A solid oxide fuel cell (SOFC) is an energy conversion device that has the potential to efficiently generate electricity in an environmentally-friendly manner. In general, a SOFC operates between 750°C and 1000°C utilizing hydrogen or hydrocarbons as fuel and air as an oxidant. The three major components comprising a fuel cell are the electrolyte, the cathode, and the anode. At present, the state-of-the-art SOFC is made from a dense yttria-stabilized zirconia (YSZ) electrolyte, a porous lanthanum manganite cathode, and a porous nickel/YSZ composite anode. With the advent of the anode-supported SOFC and the increased interest in using a wider range of fuels, such as those containing sulphur, knowledge of the anode properties is becoming more important.
The properties of the current anodes are limited due to the narrow range of nickel loadings imposed by the minimum nickel content for electrical conductivity and the maximum allowable nickel loading to avoid thermal mismatch with the YSZ electrolyte. In addition, there is little research presented in the literature regarding the use of nickel metal as a starting anode material, rather than the traditional nickel oxide powder, and how porosity may affect the anode properties.
The purpose of this investigation is to determine the influence nickel morphology and porosity distribution have on the processing and properties of tape cast Ni/YSZ composites. Specifically, the sintering characteristics, electrical conductivity, and thermal expansion behaviour of tape cast composites created from YSZ, nickel, nickel oxide (NiO), nickel coated graphite (NiGr), and/or graphite (Gr) powders are investigated. In addition to samples made from 100% YSZ, 100% Ni, and 100% NiO powders, five composite types were created for this investigation: NiO/YSZ, NiO&Gr/YSZ, Ni/YSZ, NiGr/YSZ, and Ni&Gr/YSZ each with nickel loadings varying between 4 vol% Ni of total solids and 77 vol% Ni of total solids. Another set of composites with a fixed nickel loading of 27 vol% Ni and 47 vol% Ni of total solids and varying graphite loadings were also created. During the burnout stage, the composites made from nickel oxide powder shrink slightly while the composites made from nickel metal expand due to nickel oxidation. Graphite additions below 20 vol% of the green volume do not alter the dimensional changes of the composites during burnout, but graphite loadings greater than 25 vol% of the green volume cause significant expansion in the thickness of the composites.
After sintering, the amount of volumetric sintering shrinkage decreases with higher nickel loadings and is greater for the composites made with nickel oxide compared to the composites made from nickel metal. The porosity generated in the composites containing graphite is slightly higher than the volume of graphite added to the composite and is much greater than the porosity contained in the graphite-free composites.
Dimensional changes of the porous Ni/YSZ and NiO/YSZ composites during both burnout and sintering were analysed based on concepts of constrained sintering of composite powder mixtures. In some cases constrained sintering was evident, while in others, a more simple rule of mixtures behaviour for shrinkage as a function of YSZ content was observed.

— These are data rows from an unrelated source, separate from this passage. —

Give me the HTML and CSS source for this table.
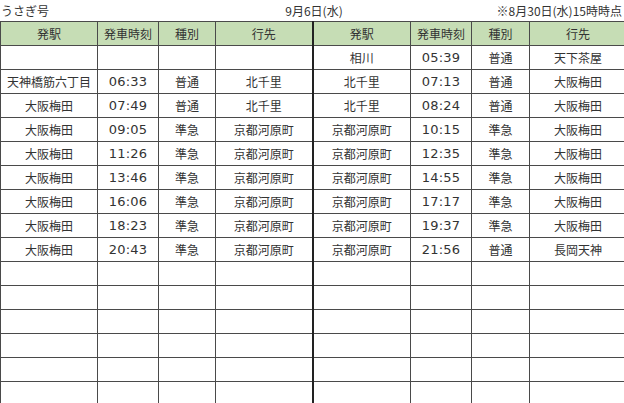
FILE: index.html
```html
<!DOCTYPE html>
<html lang="ja">
<head>
<meta charset="utf-8">
<link rel="stylesheet" href="styles.css">
</head>
<body>
<div class="titlebar">
  <span class="t-left">うさぎ号</span>
  <span class="t-center">9月6日(水)</span>
  <span class="t-right">※8月30日(水)15時時点</span>
</div>
<table class="tt">
  <colgroup>
    <col class="c-st"><col class="c-tm"><col class="c-kd"><col class="c-ds">
    <col class="c-st2"><col class="c-tm"><col class="c-kd2"><col class="c-ds">
  </colgroup>
  <thead>
    <tr>
      <th>発駅</th><th>発車時刻</th><th>種別</th><th class="mid">行先</th>
      <th>発駅</th><th>発車時刻</th><th>種別</th><th>行先</th>
    </tr>
  </thead>
  <tbody>
    <tr><td></td><td class="num"></td><td></td><td class="mid"></td><td>相川</td><td class="num">05:39</td><td>普通</td><td>天下茶屋</td></tr>
    <tr><td>天神橋筋六丁目</td><td class="num">06:33</td><td>普通</td><td class="mid">北千里</td><td>北千里</td><td class="num">07:13</td><td>普通</td><td>大阪梅田</td></tr>
    <tr><td>大阪梅田</td><td class="num">07:49</td><td>普通</td><td class="mid">北千里</td><td>北千里</td><td class="num">08:24</td><td>普通</td><td>大阪梅田</td></tr>
    <tr><td>大阪梅田</td><td class="num">09:05</td><td>準急</td><td class="mid">京都河原町</td><td>京都河原町</td><td class="num">10:15</td><td>準急</td><td>大阪梅田</td></tr>
    <tr><td>大阪梅田</td><td class="num">11:26</td><td>準急</td><td class="mid">京都河原町</td><td>京都河原町</td><td class="num">12:35</td><td>準急</td><td>大阪梅田</td></tr>
    <tr><td>大阪梅田</td><td class="num">13:46</td><td>準急</td><td class="mid">京都河原町</td><td>京都河原町</td><td class="num">14:55</td><td>準急</td><td>大阪梅田</td></tr>
    <tr><td>大阪梅田</td><td class="num">16:06</td><td>準急</td><td class="mid">京都河原町</td><td>京都河原町</td><td class="num">17:17</td><td>準急</td><td>大阪梅田</td></tr>
    <tr><td>大阪梅田</td><td class="num">18:23</td><td>準急</td><td class="mid">京都河原町</td><td>京都河原町</td><td class="num">19:37</td><td>準急</td><td>大阪梅田</td></tr>
    <tr><td>大阪梅田</td><td class="num">20:43</td><td>準急</td><td class="mid">京都河原町</td><td>京都河原町</td><td class="num">21:56</td><td>普通</td><td>長岡天神</td></tr>
    <tr><td></td><td></td><td></td><td class="mid"></td><td></td><td></td><td></td><td></td></tr>
    <tr><td></td><td></td><td></td><td class="mid"></td><td></td><td></td><td></td><td></td></tr>
    <tr><td></td><td></td><td></td><td class="mid"></td><td></td><td></td><td></td><td></td></tr>
    <tr><td></td><td></td><td></td><td class="mid"></td><td></td><td></td><td></td><td></td></tr>
    <tr><td></td><td></td><td></td><td class="mid"></td><td></td><td></td><td></td><td></td></tr>
    <tr><td></td><td></td><td></td><td class="mid"></td><td></td><td></td><td></td><td></td></tr>
  </tbody>
</table>
</body>
</html>
```
FILE: styles.css
```css
html, body {
  margin: 0;
  padding: 0;
  background: #ffffff;
  overflow: hidden;
}
body {
  width: 624px;
  height: 403px;
  font-family: "Noto Sans CJK JP", "Noto Sans", sans-serif;
  color: #333333;
  font-size: 12px;
}
.titlebar {
  height: 21px;
  display: grid;
  grid-template-columns: 1fr auto 1fr;
  align-items: center;
  line-height: 21px;
  font-size: 12px;
}
.t-left { padding-left: 1px; }
.t-center { padding-left: 4px; }
.t-right { text-align: right; padding-right: 2px; }
.tt {
  border-collapse: collapse;
  table-layout: fixed;
  width: 627px;
}
.c-st { width: 97px; }
.c-tm { width: 61px; }
.c-kd { width: 57px; }
.c-kd2 { width: 58px; }
.c-ds { width: 97px; }
.c-st2 { width: 98px; }
.tt th, .tt td {
  border: 1px solid #4a4a4a;
  height: 23px;
  padding: 0;
  text-align: center;
  vertical-align: middle;
  font-weight: normal;
  white-space: nowrap;
  overflow: hidden;
  line-height: 16px;
}
.tt th {
  background: #c6ddb5;
}
.tt .mid {
  border-right: 2px solid #222222;
}
.tt .num {
  font-family: "DejaVu Sans", sans-serif;
  font-size: 13px;
  letter-spacing: 0.2px;
}
```
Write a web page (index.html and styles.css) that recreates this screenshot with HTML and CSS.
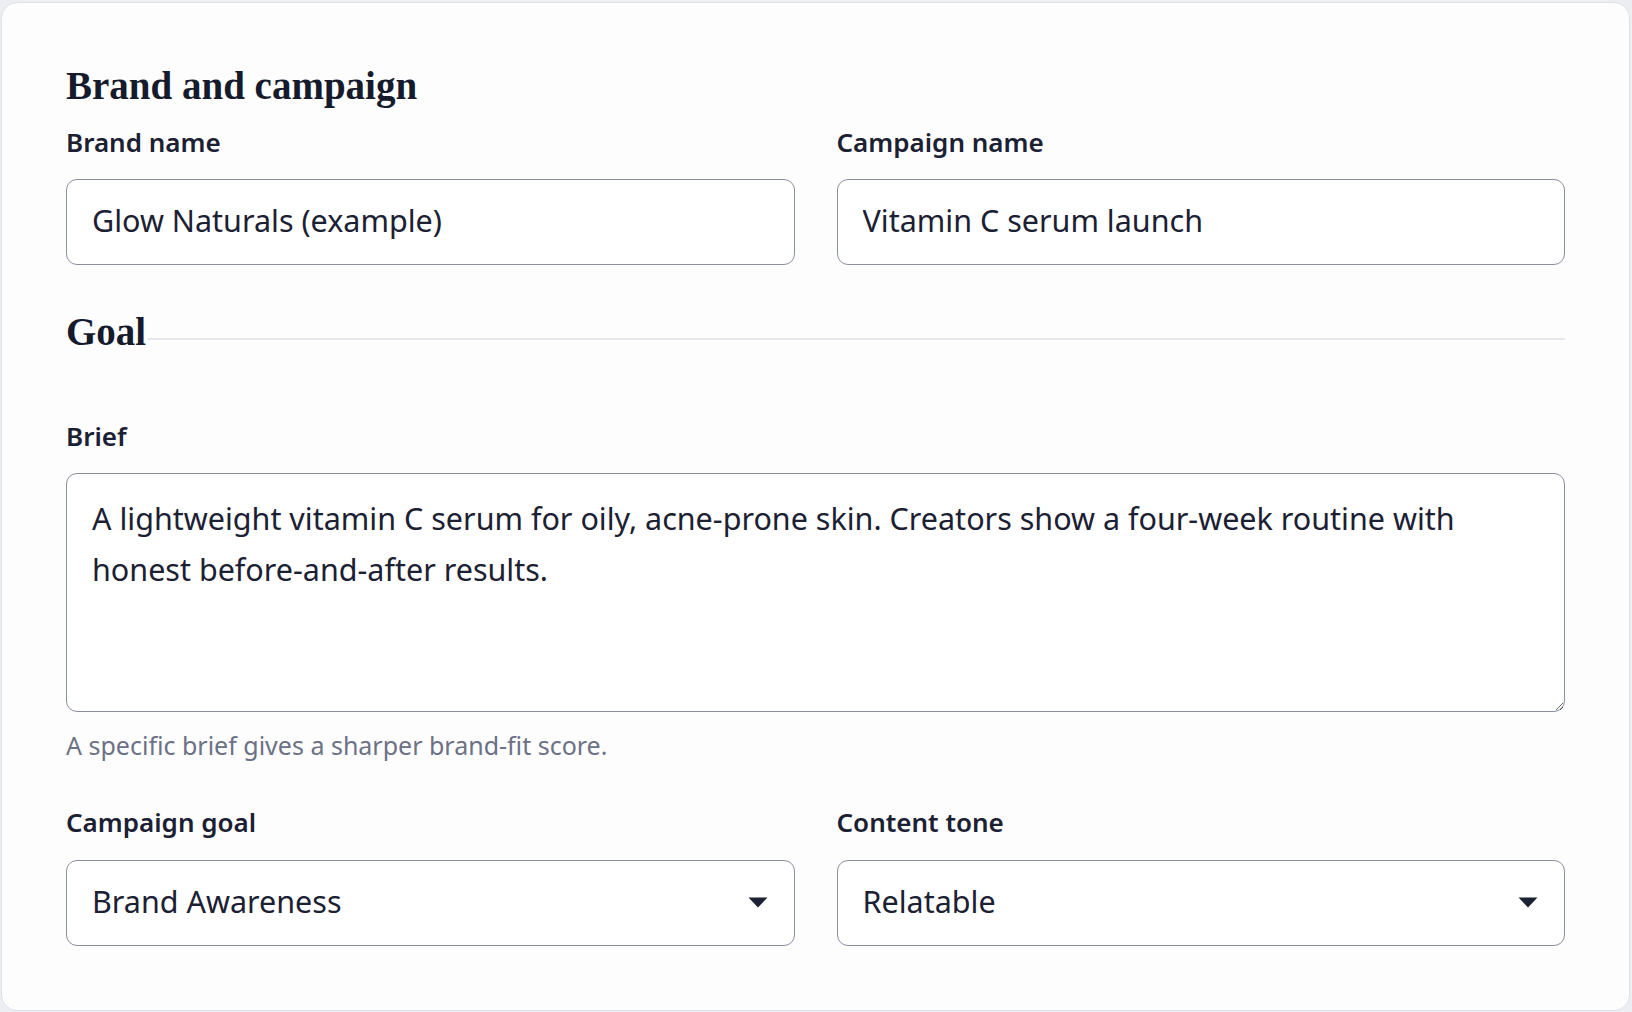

When nickel oxide is reduced to nickel metal during the reduction stage there is essentially no change in the composite volume for the composites containing YSZ because the YSZ prevents the composites from shrinking. After reduction the additional porosity generated in the composites is equivalent to the change in volume due to the reduction of nickel oxide to nickel metal.
When measuring the electrical conductivity, each composite type demonstrated classic percolation behaviour. The NiGr/YSZ composites had the lowest percolation threshold, followed by the Ni/YSZ and NiO/YSZ composites. When graphite was added with a nickel coating, the added porosity did not disrupt the nickel percolation network and allowed the nickel to occupy a larger effective volume compared to a composite made with similar sized solid nickel particles. When graphite was added to the composites, the electrical conductivity was reduced and the percolation threshold increased.
Generally, the coefficient of thermal expansion (CTE) for Ni/YSZ composites are expected to follow the rule of mixtures prediction since the elastic properties for nickel and YSZ are similar. However when porosity is distributed unevenly between the YSZ and nickel phases, the CTE prediction will deviate from the rule of mixtures. When cornstarch was added to the NiGr/YSZ composites, the CTE increased as the amount of porosity in the YSZ phase increased. The CTE of the NiGr/YSZ composites followed the rule of mixtures indicating that the porosity was evenly distributed between the nickel and YSZ phases. For the other composite types, the measured CTE was higher than the rule of mixtures prediction suggesting that more porosity was contained within the YSZ phase.